● Records for the exercise:

-----

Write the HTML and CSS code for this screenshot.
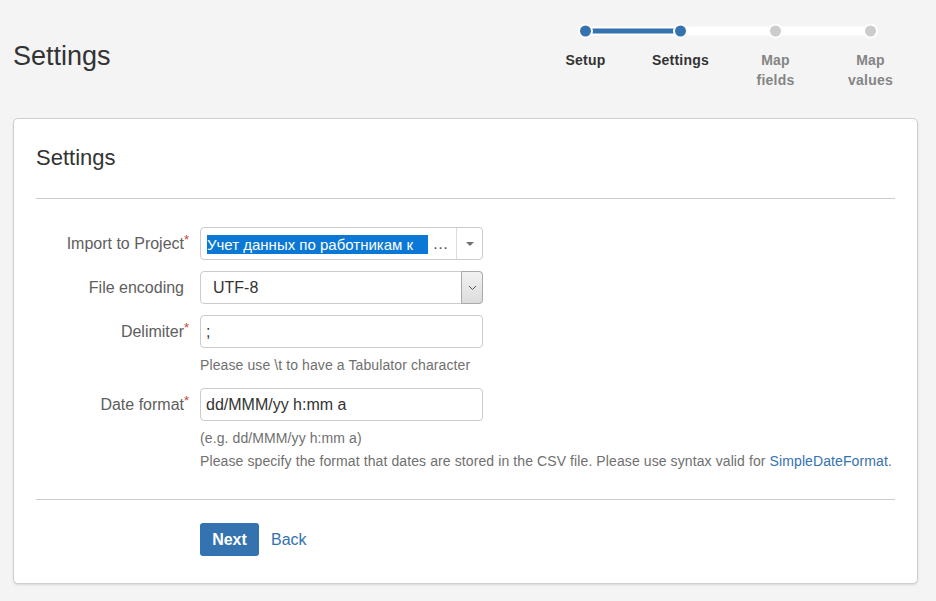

-----

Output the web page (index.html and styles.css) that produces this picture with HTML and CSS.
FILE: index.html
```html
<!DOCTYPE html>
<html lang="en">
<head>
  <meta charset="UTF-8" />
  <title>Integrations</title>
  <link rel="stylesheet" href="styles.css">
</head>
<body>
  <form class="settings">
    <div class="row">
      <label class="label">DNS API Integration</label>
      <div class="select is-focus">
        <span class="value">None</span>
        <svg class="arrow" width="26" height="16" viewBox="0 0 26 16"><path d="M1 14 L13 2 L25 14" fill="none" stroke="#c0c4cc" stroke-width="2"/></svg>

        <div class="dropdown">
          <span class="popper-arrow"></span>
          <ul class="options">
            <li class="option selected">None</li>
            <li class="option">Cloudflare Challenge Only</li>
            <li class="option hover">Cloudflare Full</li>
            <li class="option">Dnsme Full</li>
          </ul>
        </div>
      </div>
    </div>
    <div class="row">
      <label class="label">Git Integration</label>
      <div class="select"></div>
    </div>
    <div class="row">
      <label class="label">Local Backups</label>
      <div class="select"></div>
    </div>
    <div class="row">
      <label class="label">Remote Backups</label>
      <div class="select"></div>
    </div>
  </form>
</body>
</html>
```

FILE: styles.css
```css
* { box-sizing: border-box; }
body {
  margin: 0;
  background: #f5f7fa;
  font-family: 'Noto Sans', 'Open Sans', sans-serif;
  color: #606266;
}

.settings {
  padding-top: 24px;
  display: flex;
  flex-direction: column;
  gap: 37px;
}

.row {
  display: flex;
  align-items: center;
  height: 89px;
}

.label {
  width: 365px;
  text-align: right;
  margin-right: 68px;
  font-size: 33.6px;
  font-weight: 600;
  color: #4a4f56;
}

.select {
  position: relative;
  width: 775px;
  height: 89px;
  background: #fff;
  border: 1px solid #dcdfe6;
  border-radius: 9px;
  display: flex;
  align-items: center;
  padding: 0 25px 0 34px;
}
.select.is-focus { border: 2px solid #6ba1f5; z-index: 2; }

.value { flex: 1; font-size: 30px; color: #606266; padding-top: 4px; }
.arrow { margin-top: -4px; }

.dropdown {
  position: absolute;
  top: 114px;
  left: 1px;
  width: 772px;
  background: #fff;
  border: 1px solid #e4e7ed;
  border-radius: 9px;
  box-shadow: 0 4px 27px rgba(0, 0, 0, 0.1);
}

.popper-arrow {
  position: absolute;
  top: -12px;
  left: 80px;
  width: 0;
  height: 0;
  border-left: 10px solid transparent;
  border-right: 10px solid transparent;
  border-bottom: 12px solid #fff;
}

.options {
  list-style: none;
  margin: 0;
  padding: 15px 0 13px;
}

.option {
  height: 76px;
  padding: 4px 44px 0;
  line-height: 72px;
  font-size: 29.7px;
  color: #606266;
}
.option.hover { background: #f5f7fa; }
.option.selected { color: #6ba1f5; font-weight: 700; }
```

-----

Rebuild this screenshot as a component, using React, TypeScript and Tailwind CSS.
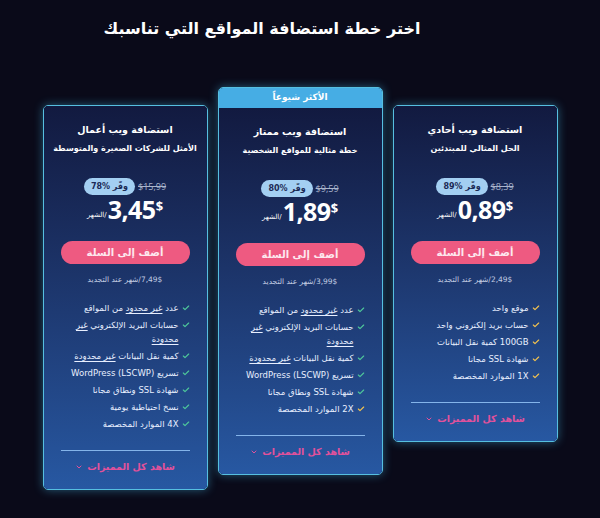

-----

For the listing above, identify each line bearing "styles".

Output the web page (index.html and styles.css) that produces this picture with HTML and CSS.
  <link rel="stylesheet" href="styles.css">
FILE: styles.css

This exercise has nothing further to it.